**Work required**
Reproduce the listing exactly, with no pictures in your copy.

------------------------------------

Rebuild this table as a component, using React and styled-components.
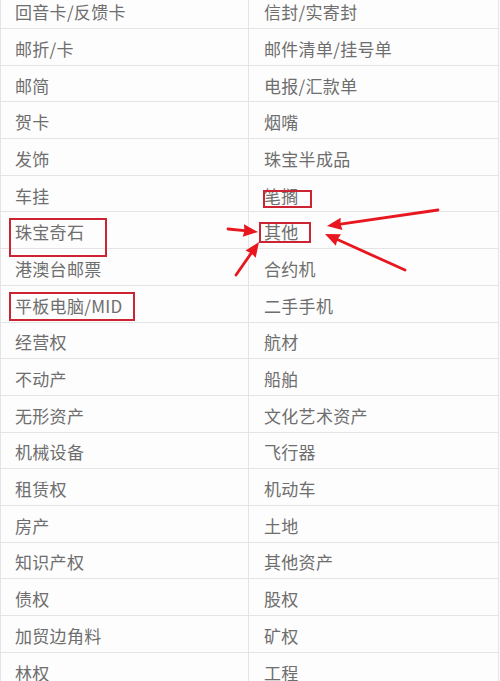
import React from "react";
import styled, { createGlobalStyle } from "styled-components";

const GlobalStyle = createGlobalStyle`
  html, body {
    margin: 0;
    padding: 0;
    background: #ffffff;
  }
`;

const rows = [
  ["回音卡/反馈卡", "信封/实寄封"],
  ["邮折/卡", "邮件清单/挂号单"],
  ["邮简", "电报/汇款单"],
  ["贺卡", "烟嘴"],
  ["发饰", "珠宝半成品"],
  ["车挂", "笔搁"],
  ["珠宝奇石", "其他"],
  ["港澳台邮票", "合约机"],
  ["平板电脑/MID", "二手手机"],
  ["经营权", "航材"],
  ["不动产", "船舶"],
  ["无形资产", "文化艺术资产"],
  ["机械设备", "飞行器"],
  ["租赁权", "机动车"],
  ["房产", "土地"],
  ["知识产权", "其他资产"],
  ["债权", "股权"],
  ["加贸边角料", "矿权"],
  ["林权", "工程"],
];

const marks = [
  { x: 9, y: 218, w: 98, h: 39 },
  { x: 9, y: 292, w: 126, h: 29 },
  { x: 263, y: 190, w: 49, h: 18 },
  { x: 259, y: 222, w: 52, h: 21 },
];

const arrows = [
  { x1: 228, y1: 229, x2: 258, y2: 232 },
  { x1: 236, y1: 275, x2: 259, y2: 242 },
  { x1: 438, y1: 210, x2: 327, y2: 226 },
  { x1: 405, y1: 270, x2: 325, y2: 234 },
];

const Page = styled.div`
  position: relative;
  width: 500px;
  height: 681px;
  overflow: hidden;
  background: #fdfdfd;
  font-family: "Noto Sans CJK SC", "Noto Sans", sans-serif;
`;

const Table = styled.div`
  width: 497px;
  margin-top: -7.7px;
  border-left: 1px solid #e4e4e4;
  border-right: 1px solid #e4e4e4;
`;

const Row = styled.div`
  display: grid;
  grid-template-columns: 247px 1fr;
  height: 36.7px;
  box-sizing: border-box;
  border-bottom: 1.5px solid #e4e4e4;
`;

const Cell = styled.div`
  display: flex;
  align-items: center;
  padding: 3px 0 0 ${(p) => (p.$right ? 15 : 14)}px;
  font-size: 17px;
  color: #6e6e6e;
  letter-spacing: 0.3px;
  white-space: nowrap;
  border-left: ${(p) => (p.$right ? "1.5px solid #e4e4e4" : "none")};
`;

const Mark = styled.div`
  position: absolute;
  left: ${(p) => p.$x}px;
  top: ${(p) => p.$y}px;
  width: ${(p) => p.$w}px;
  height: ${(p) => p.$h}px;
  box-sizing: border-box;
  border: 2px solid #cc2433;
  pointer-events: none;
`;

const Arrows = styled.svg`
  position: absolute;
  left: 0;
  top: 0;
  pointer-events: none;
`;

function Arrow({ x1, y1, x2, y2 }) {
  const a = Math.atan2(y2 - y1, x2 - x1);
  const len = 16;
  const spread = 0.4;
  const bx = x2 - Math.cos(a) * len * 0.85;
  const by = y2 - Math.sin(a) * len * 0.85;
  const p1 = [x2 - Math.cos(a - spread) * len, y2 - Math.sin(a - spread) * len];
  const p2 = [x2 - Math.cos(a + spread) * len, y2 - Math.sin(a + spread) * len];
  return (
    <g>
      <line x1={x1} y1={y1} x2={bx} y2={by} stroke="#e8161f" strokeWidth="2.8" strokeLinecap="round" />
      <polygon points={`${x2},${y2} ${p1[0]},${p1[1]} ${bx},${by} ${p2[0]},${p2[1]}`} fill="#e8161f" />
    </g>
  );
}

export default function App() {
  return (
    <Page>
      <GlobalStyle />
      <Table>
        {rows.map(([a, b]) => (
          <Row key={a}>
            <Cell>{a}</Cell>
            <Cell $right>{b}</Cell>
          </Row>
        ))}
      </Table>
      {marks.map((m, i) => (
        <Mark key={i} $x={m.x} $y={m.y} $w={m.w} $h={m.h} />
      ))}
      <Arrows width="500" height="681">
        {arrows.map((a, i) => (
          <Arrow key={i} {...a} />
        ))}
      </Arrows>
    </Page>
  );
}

------------------------------------

**Solution to this exercise**
Rebuild this table as a component, using React and styled-components.
import React from "react";
import styled, { createGlobalStyle } from "styled-components";

const GlobalStyle = createGlobalStyle`
  html, body {
    margin: 0;
    padding: 0;
    background: #ffffff;
  }
`;

const rows = [
  ["回音卡/反馈卡", "信封/实寄封"],
  ["邮折/卡", "邮件清单/挂号单"],
  ["邮简", "电报/汇款单"],
  ["贺卡", "烟嘴"],
  ["发饰", "珠宝半成品"],
  ["车挂", "笔搁"],
  ["珠宝奇石", "其他"],
  ["港澳台邮票", "合约机"],
  ["平板电脑/MID", "二手手机"],
  ["经营权", "航材"],
  ["不动产", "船舶"],
  ["无形资产", "文化艺术资产"],
  ["机械设备", "飞行器"],
  ["租赁权", "机动车"],
  ["房产", "土地"],
  ["知识产权", "其他资产"],
  ["债权", "股权"],
  ["加贸边角料", "矿权"],
  ["林权", "工程"],
];

const marks = [
  { x: 9, y: 218, w: 98, h: 39 },
  { x: 9, y: 292, w: 126, h: 29 },
  { x: 263, y: 190, w: 49, h: 18 },
  { x: 259, y: 222, w: 52, h: 21 },
];

const arrows = [
  { x1: 228, y1: 229, x2: 258, y2: 232 },
  { x1: 236, y1: 275, x2: 259, y2: 242 },
  { x1: 438, y1: 210, x2: 327, y2: 226 },
  { x1: 405, y1: 270, x2: 325, y2: 234 },
];

const Page = styled.div`
  position: relative;
  width: 500px;
  height: 681px;
  overflow: hidden;
  background: #fdfdfd;
  font-family: "Noto Sans CJK SC", "Noto Sans", sans-serif;
`;

const Table = styled.div`
  width: 497px;
  margin-top: -7.7px;
  border-left: 1px solid #e4e4e4;
  border-right: 1px solid #e4e4e4;
`;

const Row = styled.div`
  display: grid;
  grid-template-columns: 247px 1fr;
  height: 36.7px;
  box-sizing: border-box;
  border-bottom: 1.5px solid #e4e4e4;
`;

const Cell = styled.div`
  display: flex;
  align-items: center;
  padding: 3px 0 0 ${(p) => (p.$right ? 15 : 14)}px;
  font-size: 17px;
  color: #6e6e6e;
  letter-spacing: 0.3px;
  white-space: nowrap;
  border-left: ${(p) => (p.$right ? "1.5px solid #e4e4e4" : "none")};
`;

const Mark = styled.div`
  position: absolute;
  left: ${(p) => p.$x}px;
  top: ${(p) => p.$y}px;
  width: ${(p) => p.$w}px;
  height: ${(p) => p.$h}px;
  box-sizing: border-box;
  border: 2px solid #cc2433;
  pointer-events: none;
`;

const Arrows = styled.svg`
  position: absolute;
  left: 0;
  top: 0;
  pointer-events: none;
`;

function Arrow({ x1, y1, x2, y2 }) {
  const a = Math.atan2(y2 - y1, x2 - x1);
  const len = 16;
  const spread = 0.4;
  const bx = x2 - Math.cos(a) * len * 0.85;
  const by = y2 - Math.sin(a) * len * 0.85;
  const p1 = [x2 - Math.cos(a - spread) * len, y2 - Math.sin(a - spread) * len];
  const p2 = [x2 - Math.cos(a + spread) * len, y2 - Math.sin(a + spread) * len];
  return (
    <g>
      <line x1={x1} y1={y1} x2={bx} y2={by} stroke="#e8161f" strokeWidth="2.8" strokeLinecap="round" />
      <polygon points={`${x2},${y2} ${p1[0]},${p1[1]} ${bx},${by} ${p2[0]},${p2[1]}`} fill="#e8161f" />
    </g>
  );
}

export default function App() {
  return (
    <Page>
      <GlobalStyle />
      <Table>
        {rows.map(([a, b]) => (
          <Row key={a}>
            <Cell>{a}</Cell>
            <Cell $right>{b}</Cell>
          </Row>
        ))}
      </Table>
      {marks.map((m, i) => (
        <Mark key={i} $x={m.x} $y={m.y} $w={m.w} $h={m.h} />
      ))}
      <Arrows width="500" height="681">
        {arrows.map((a, i) => (
          <Arrow key={i} {...a} />
        ))}
      </Arrows>
    </Page>
  );
}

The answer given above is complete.